CCP’s Evolving Surveillance Strategies in Tibet
China in its latest White Paper on Tibet claims that “with modern communications network mainly consisting of optical cables and satellites, Tibet is part of the information expressway.” This development has led to a more complicated and dynamic threat to the digital landscape. With the advent of optical cables and satellites networks, it poses a new form of security concern and at the same time infringes on the individual privacy of Tibetans using the internet.
The bamboo curtains around Tibet have been shut for a long time and Tibet is off limits for free and independent visits of international media, journalists, advocates, researchers and government and civil society representatives. The highly repressive situation inside Tibet makes it difficult to understand the scope of digital surveillance in the region. Over the years, China’s surveillance system in Tibet has been growing and evolving at an unprecedented scale. The abundance of manned and unmanned checkpoints, AI, CCTV camera networks and re-education centers under the garb of national security have added another layer of suppression to an already extremely oppressive environment in Tibet.
Furthermore, the CCP is constantly upgrading its ‘Great Firewall of China’ to monitor and limit online traffic by creating its ‘own’ internet ecosystem thereby limiting access to the ‘traditional’ web. Chinese authorities in Tibet are offering large cash rewards to informants in a bid to stamp out in its cyberspace what it sees as online ‘subversive’ activities curbing free flow and dissemination of information (RFA 2019). According to a notice issued on Feb 28, 2019, by three government departments of the so-called Tibet Autonomous Region, “information leading to the arrests of social media users deemed disloyal to China can fetch up to 300,000 Yuan ($42,582). People found sharing political contents or commentary deemed sensitive are liable to face arrest and heavy criminal penalties” (RFA 2019).
Surveillance in Tibet and Xinjiang has been widely known as “Orwellian.” In addition to the traditional security surveillance apparatus of the military, police, and neighborhood spies, modern surveillance technologies have been specifically developed and tested in these regions. According to Human Right Watch reports, tight security measure currently being practiced in Uyghur to suppress the resistance movement were previously successfully developed and practiced in Tibet by Chen Quanquo, TAR’s then party secretary. Following his highly suppressive policies in Tibet, Chen was appointed the party secretary in Xinjiang and continues to be the chief architect of the massive surveillance and mass detention systems in the region. Spring 2008 witnessed the historic and widespread uprisings in Tibet against China’s rule which were followed by a series of self-immolations by reported 159 Tibetans demanding the return of His Holiness the Dalai Lama and freedom in Tibet (ICT 2022). These protests prompted China to maximize and fast track the scope and intensity of its security surveillance both in the number of security personnel and digital technology.
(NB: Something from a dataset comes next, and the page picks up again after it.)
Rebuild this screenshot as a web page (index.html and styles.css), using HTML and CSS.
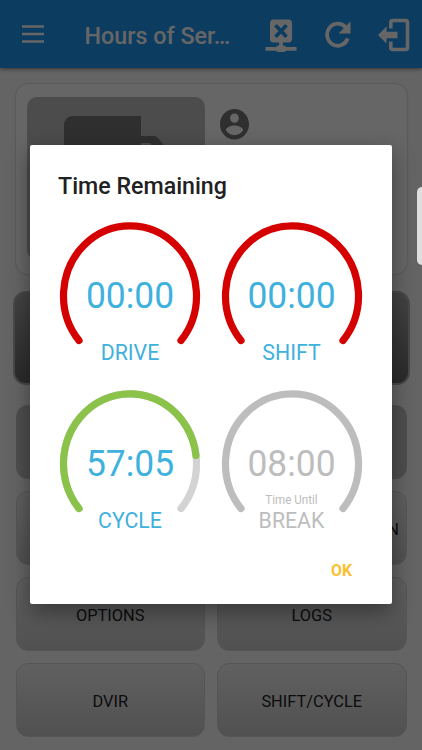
FILE: index.html
```
<!DOCTYPE html>
<html lang="en">
<head>
  <meta charset="UTF-8" />
  <meta name="viewport" content="width=device-width, initial-scale=1.0">
  <title>Hours of Service</title>
  <link rel="stylesheet" href="styles.css">
</head>
<body>
  <header class="topbar">
    <svg class="icon-menu" width="22" height="18" viewBox="0 0 22 18"><path d="M0 1.500h22M0 9h22M0 16.500h22" stroke="#fff" stroke-width="2.700"/></svg>
    <h1 class="topbar-title"><span class="tall">Hours of Ser…</span></h1>
    <svg class="icon-network" width="32" height="34" viewBox="0 0 32 34">
      <rect x="5" y="1.500" width="22" height="23" rx="3.500" fill="#fff"/>
      <path d="M10.500 7.200l11 11.600M21.500 7.200l-11 11.600" stroke="#2196f3" stroke-width="3.600"/>
      <path d="M16 24v6M0.500 30.800h31" stroke="#fff" stroke-width="3.800"/>
      <rect x="11" y="27.500" width="10" height="6.500" rx="2.500" fill="#fff"/>
    </svg>
    <svg class="icon-refresh" width="26" height="27" viewBox="0 0 26 27">
      <path d="M20.500 6.200A10.600 11 0 1 0 22.700 17.500" fill="none" stroke="#fff" stroke-width="3.800"/>
      <path d="M25.500 0.500v12H13.500z" fill="#fff"/>
    </svg>
    <svg class="icon-exit" width="32" height="34" viewBox="0 0 32 34">
      <path d="M12.800 10.500V4.500a2 2 0 0 1 2-2H27.500a2 2 0 0 1 2 2v25a2 2 0 0 1-2 2H14.800a2 2 0 0 1-2-2v-6" fill="none" stroke="#fff" stroke-width="3.600"/>
      <path d="M0 17l8.500-8.500v5.300H19.500v6.400H8.500v5.300z" fill="#fff"/>
    </svg>
  </header>

  <main class="home">
    <section class="status-card">
      <div class="vehicle">
        <svg width="113" height="82" viewBox="0 0 113 82"><path fill="#757575" d="M8 0h69v20h13q3 0 5 3l16 22v23H98a13 13 0 0 1-26 0H39a13 13 0 0 1-26 0H0V9a8 9 0 0 1 8-9zM77 27v18h21L86 27z"/></svg>
      </div>
      <svg class="icon-user" width="29" height="30.500" viewBox="2 2 20 20" preserveAspectRatio="none"><path fill="#757575" d="M12 2C6.480 2 2 6.480 2 12s4.480 10 10 10 10-4.480 10-10S17.520 2 12 2zm0 3c1.660 0 3 1.340 3 3s-1.340 3-3 3-3-1.340-3-3 1.340-3 3-3zm0 14.200c-2.500 0-4.710-1.280-6-3.220.03-1.990 4-3.080 6-3.080 1.990 0 5.970 1.090 6 3.080-1.290 1.940-3.500 3.220-6 3.220z"/></svg>
    </section>
    <div class="duty"></div>
    <div class="menu">
      <div class="btn btn-flat"></div>
      <div class="btn btn-flat"></div>
      <div class="btn"></div>
      <div class="btn"><span class="tall">ROADSIDE INSPECTION</span></div>
      <div class="btn"><span class="tall">OPTIONS</span></div>
      <div class="btn"><span class="tall">LOGS</span></div>
      <div class="btn"><span class="tall">DVIR</span></div>
      <div class="btn"><span class="tall">SHIFT/CYCLE</span></div>
    </div>
  </main>

  <div class="overlay">
    <div class="dialog">
      <h2 class="dialog-title"><span class="tall">Time Remaining</span></h2>
      <div class="dials">
        <div class="dial">
          <svg class="arc" viewBox="0 0 142 128"><path class="red" d="M20 118.500A66.500 69.800 0 1 1 122 118.500"/></svg>
          <span class="time tall">00:00</span>
          <span class="name tall">DRIVE</span>
        </div>
        <div class="dial">
          <svg class="arc" viewBox="0 0 142 128"><path class="red" d="M20 118.500A66.500 69.800 0 1 1 122 118.500"/></svg>
          <span class="time tall">00:00</span>
          <span class="name tall">SHIFT</span>
        </div>
        <div class="dial">
          <svg class="arc" viewBox="0 0 142 128">
            <path class="track" d="M20 118.500A66.500 69.800 0 1 1 122 118.500"/>
            <path class="green" d="M20 118.500A66.500 69.800 0 1 1 137 65.500"/>
          </svg>
          <span class="time tall">57:05</span>
          <span class="name tall">CYCLE</span>
        </div>
        <div class="dial dial-off">
          <svg class="arc" viewBox="0 0 142 128"><path class="grey" d="M20 118.500A66.500 69.800 0 1 1 122 118.500"/></svg>
          <span class="time tall">08:00</span>
          <span class="hint tall">Time Until</span>
          <span class="name tall">BREAK</span>
        </div>
      </div>
      <div class="actions"><span class="ok tall">OK</span></div>
    </div>
  </div>
  <div class="edge-handle"></div>
</body>
</html>
```

FILE: styles.css
```
* {
  box-sizing: border-box;
}

body {
  margin: 0;
  width: 422px;
  height: 750px;
  overflow: hidden;
  position: relative;
  background: #fafafa;
  font-family: Roboto, "Liberation Sans", sans-serif;
}

svg {
  display: block;
  flex: none;
}

.tall {
  display: inline-block;
  transform: scaleY(1.05);
}

/* top bar */
.topbar {
  display: flex;
  align-items: center;
  height: 68px;
  padding: 0 12px 0 22px;
  background: #2196f3;
  box-shadow: 0 1px 4px rgba(0, 0, 0, 0.5);
}

.topbar-title {
  flex: 1;
  margin: 4px 0 0 40.500px;
  color: #fff;
  font-size: 23.300px;
  font-weight: 500;
  line-height: 28px;
  white-space: nowrap;
}

.icon-network {
  margin-top: 1px;
}

.icon-refresh {
  margin-left: 28px;
}

.icon-exit {
  margin: 1px 0 0 27.500px;
}

/* home screen */
.home {
  padding: 16px 15.500px 0;
}

.status-card {
  display: flex;
  align-items: flex-start;
  height: 190px;
  padding: 13px 11.500px;
  border-radius: 12px;
  background: #fff;
  box-shadow: 0 0 2px rgba(0, 0, 0, 0.35);
}

.vehicle {
  width: 178px;
  height: 163px;
  padding: 19px 0 0 37px;
  border-radius: 10px;
  background: #bdbdbd;
}

.icon-user {
  margin: 12px 0 0 14.500px;
}

.duty {
  height: 94px;
  margin: 17px -3px 20px;
  border: 2px solid #b4b4b4;
  border-radius: 13px;
  background: linear-gradient(#aaa, #696969);
}

.menu {
  display: grid;
  grid-template-columns: 1fr 1fr;
  grid-auto-rows: 74px;
  gap: 12px;
}

.btn {
  display: flex;
  align-items: center;
  justify-content: center;
  padding-top: 2px;
  border: 1px solid #d4d4d8;
  border-radius: 12px;
  background: linear-gradient(#f0f0f3, #cacaca);
  color: #212121;
  font-size: 16.400px;
  white-space: nowrap;
}

.btn-flat {
  border: 0;
  background: #c4c4c4;
}

/* dialog */
.overlay {
  position: absolute;
  inset: 0;
  display: flex;
  align-items: center;
  justify-content: center;
  padding-bottom: 1px;
  background: rgba(0, 0, 0, 0.6);
}

.dialog {
  width: 362px;
  height: 459px;
  padding: 27px 28px 0 29px;
  border-radius: 2px;
  background: #fff;
  box-shadow: 0 8px 22px rgba(0, 0, 0, 0.4);
}

.dialog-title {
  margin: 0 0 22px -1px;
  color: #212121;
  font-size: 23.200px;
  font-weight: 500;
  line-height: 28px;
}

.dials {
  display: grid;
  grid-template-columns: 142px 142px;
  column-gap: 19.500px;
  grid-auto-rows: 168px;
}

.dial {
  display: grid;
  grid-template-rows: 53px 40px 10px 14px 26px;
  justify-items: center;
  align-items: end;
  color: #3eb1de;
}

.arc {
  grid-area: 1 / 1 / 6 / 2;
  align-self: start;
  width: 142px;
  height: 128px;
}

.arc path {
  fill: none;
  stroke-width: 7.200;
  stroke-linecap: round;
}

.arc .red {
  stroke: #d50000;
}

.arc .green {
  stroke: #8bc34a;
}

.arc .track {
  stroke: #d3d3d3;
}

.arc .grey {
  stroke: #bdbdbd;
}

.time {
  grid-area: 2 / 1;
  font-size: 35.400px;
  line-height: 40px;
}

.hint {
  grid-area: 4 / 1;
  font-size: 11.600px;
  line-height: 14px;
}

.name {
  grid-area: 5 / 1;
  font-size: 21.300px;
  line-height: 24px;
}

.dial-off {
  color: #bdbdbd;
}

.actions {
  display: flex;
  justify-content: flex-end;
  padding: 1px 12px 0;
}

.ok {
  color: #fbc02d;
  font-size: 15.800px;
  font-weight: 700;
  line-height: 24px;
}

/* side panel handle sits over everything at the screen edge */
.edge-handle {
  position: absolute;
  top: 187px;
  right: 0;
  width: 5.500px;
  height: 78px;
  border-radius: 5px 0 0 5px;
  background: #dedede;
}
```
In January 2012, (HRW 2013) the central government introduced a new surveillance system called the “grid system of social management.” In preparation of the implementing the new system, cadres in plainclothes were deployed in every Tibetan village and monastery. The campaign ironically called “Benefit the Masses” involved sending some 21,000 communist party cadres from townships and urban areas to live in teams of four or more in each of the 5,000 villages in TAR. Authorities expanded their network of small police posts known as “convenience” stations to every 200-300 meters in urban areas, to quickly respond to any protests. In 2016, a total of 696 convenient police check posts were newly set up in Lhasa with high-tech equipment to monitor daily lives.
Companies facilitating digital surveillance in Tibet include Alibaba, search engine Baidu, chat app operator Tencent holdings, voice recognition company iFlyTek and facial recognition system Sense Time. State subsidies and freehand to use Tibet as an open laboratory make Tibetan an enticing proposition for these businesses to invest and perfect their latest technologies. Companies operating in Tibet enjoy a highly reduced tax rate of 9% compared to the standard corporate tax rate of 25% for the rest of China (Nikkei 2019).
Conclusion
The substantial investment by these Chinese technology firms in recent years is one of the reasons critics of the new law believe it is partly designed to bolster the domestic Chinese data management and telecommunications industry against global competitors.
The non-transparent and unchecked export and adoption of China’s highly advanced technologies to foreign markets represent severe intelligence and security threats, especially when integrated directly to national security and surveillance apparatuses. China has successfully put at risk the safety and security of dissidents and activists all over the world and strengthened rogue and undemocratic regimes with its export of surveillance technologies.
Another serious danger for states adopting Chinese technologies is their reliance on foreign technology to run and manage core government systems thus representing a risk to their national security. CCP has not only been proliferating its methods through free or subsidized hardware, AI technology and training, but has also been gaining insights and direct connection to the information stream of partner-states.
Surveillance information streams can be realistically used in two ways as targeted micro information to gain leverage on important targets and to gather and employ big data; the use of which is essentially endless. In this sense, there is little to no transparency nor accountability and imposes a very high security threat.
In Tibet, over the last decade, surveillance technologies referred to as the “nets in the sky and traps on the ground” has further suppressed the fundamental freedoms of expression, movement, and assembly. New and highly advanced technologies have given unrestricted and illicit power to the state security apparatus to intensify and escalate mass surveillance. Checkpoints with smart surveillance and facial recognition are present in cities and at crossings between neighboring districts and provinces. Tibetans inside their homes are tracked through their phones and once they step outside surveillance and facial recognition technologies follow them wherever they go. The full extent and the scale of China’s oppressive surveillance system in Tibet which could very well be more draconian than what has been documented so far is yet to be ascertained due to lack of access to Tibet. This is the reality of today’s Tibet and if the free world is unwilling to restrict the import of China’s surveillance technologies, this could be your reality tomorrow.